**Directions for this task:** Note how many lines hold "html" and report that number by itself.

**Records for processing:**
● ● ●

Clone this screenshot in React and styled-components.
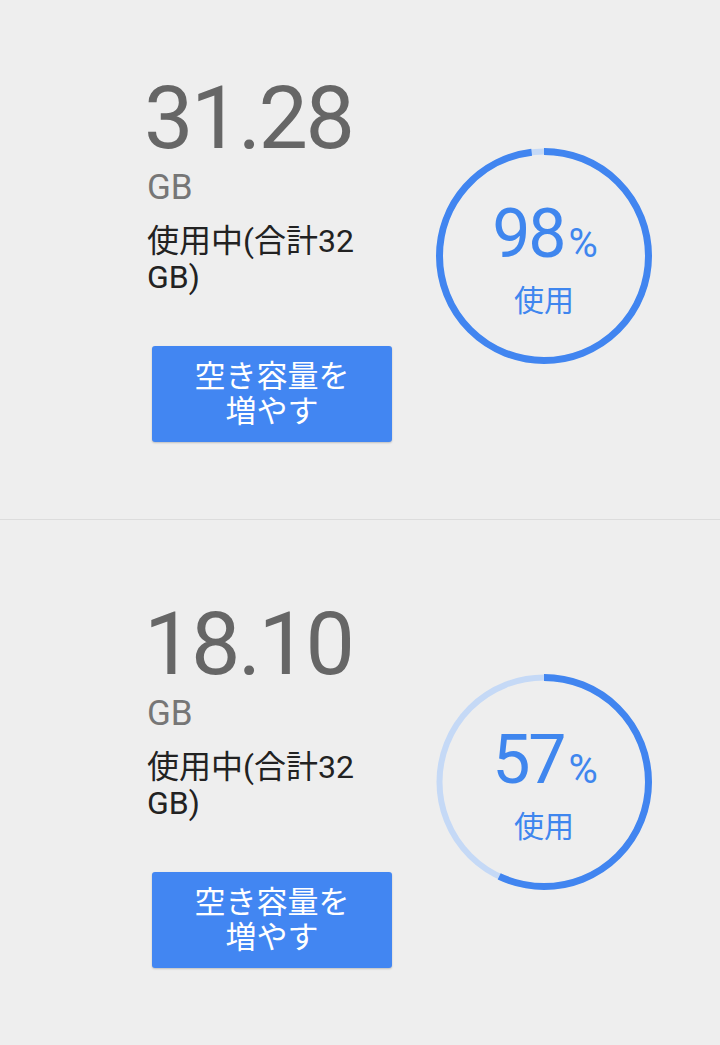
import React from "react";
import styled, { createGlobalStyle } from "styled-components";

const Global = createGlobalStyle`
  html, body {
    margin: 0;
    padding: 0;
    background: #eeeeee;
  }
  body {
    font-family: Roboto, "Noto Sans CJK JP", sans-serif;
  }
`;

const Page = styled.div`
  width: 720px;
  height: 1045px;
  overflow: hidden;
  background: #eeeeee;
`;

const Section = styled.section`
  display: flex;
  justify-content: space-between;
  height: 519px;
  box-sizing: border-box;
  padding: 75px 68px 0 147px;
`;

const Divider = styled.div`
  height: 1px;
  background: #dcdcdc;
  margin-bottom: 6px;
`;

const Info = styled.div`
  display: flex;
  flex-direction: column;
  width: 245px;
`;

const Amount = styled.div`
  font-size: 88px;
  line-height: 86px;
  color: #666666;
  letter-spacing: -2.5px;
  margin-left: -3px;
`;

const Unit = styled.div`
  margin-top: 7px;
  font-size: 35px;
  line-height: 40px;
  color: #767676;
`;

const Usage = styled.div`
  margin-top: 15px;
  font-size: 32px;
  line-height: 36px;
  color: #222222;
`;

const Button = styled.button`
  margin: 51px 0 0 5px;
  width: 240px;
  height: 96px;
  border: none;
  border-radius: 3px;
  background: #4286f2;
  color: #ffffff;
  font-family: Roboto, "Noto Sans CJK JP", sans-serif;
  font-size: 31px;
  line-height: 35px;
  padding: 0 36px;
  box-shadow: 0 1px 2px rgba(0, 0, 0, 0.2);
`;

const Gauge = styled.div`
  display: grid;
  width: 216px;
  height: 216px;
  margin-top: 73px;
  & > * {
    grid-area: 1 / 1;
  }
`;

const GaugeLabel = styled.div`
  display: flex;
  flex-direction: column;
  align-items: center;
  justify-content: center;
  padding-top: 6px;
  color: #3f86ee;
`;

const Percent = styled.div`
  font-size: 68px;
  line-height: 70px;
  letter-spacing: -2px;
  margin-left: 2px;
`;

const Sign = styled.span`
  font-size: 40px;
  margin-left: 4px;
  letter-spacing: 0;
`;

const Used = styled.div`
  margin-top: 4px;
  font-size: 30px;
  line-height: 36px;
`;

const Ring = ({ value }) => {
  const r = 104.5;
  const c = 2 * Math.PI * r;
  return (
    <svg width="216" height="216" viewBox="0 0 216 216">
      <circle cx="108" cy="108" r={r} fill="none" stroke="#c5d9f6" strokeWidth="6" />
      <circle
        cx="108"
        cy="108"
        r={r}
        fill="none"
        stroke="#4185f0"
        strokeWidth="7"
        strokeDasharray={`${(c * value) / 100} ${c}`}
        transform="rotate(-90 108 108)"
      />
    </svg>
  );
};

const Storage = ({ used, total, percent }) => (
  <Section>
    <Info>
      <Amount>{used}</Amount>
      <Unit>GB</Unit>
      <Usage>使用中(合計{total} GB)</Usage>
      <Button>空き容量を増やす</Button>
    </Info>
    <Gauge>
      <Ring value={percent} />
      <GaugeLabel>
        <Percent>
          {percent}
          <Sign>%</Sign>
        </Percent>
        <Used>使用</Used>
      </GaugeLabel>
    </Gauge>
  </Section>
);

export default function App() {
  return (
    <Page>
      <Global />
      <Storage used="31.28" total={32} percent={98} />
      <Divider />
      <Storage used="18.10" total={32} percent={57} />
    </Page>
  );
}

● ● ●

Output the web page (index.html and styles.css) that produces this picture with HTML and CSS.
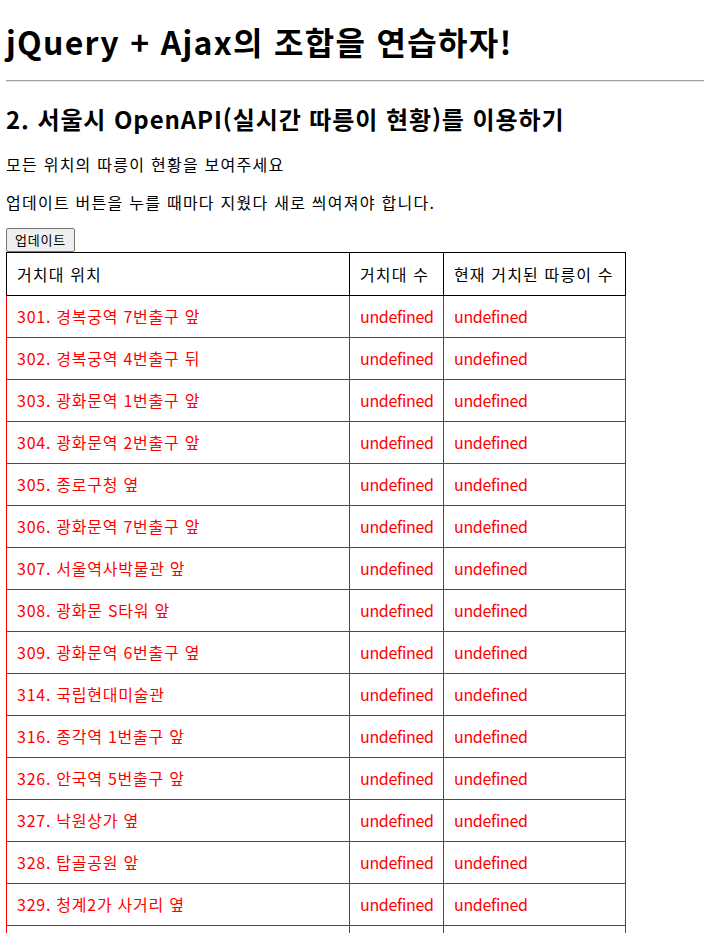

● ● ●

**Worked answer:** 2